The Ariel Atom can do that in 2.9 seconds for about $60k USD. On a scatter plot of acceleration vs sticker price, the Atom is a true outlier.

http://m.youtube.com/watch?v=6v4YNkurhLk

The only point on that plot which would be even more of an outlier would be a shifter-kart.

I think a GT-R can do that. It's certainly close.
GT-R is a $1mm supercar that happens to be underpriced at $80k.
Which is what happens when the techniques of lean manufacturing are applied to the supercar design brief. First of this vein was the Honda NSX, I believe.

I have a hunch that the reliability of these cars far exceeds that of the big Italian names...

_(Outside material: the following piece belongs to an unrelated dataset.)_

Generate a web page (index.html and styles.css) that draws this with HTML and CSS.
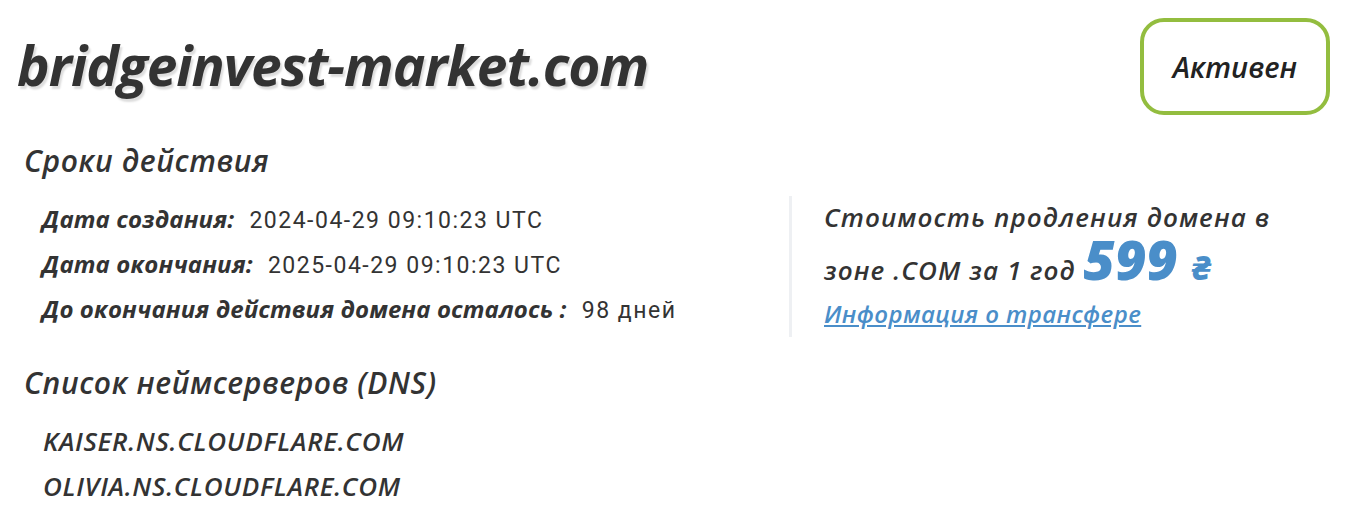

I belong to a car club that lets you take these out. Supposedly the GT-R eventually disintegrates its own transmission. So did a Ferrari F430. The newer Ferraris don't anymore, supposedly.
IIRC if you use the launch control that explicitly (as in documented in the manual) puts several hundred miles' worth of wear on it - and I'd guess anyone who takes it out in a car club like that will try it at least once (I know I would). Could it just be that?
It depends on the car.

On the 2010 GTR, using it at all voids the launch control. And had automatic ejection from the club, losing your membership. On the 2012 GTR, it doesn't have launch control anymore.

Meanwhile some other cars have launch control which doesn't void the warranty (eg BMW 135i w/ dual clutch. Of course it has half the HP...)

They sold the 2010 at around 50k miles. Similarly a f430's gearbox is only rated for 20k miles.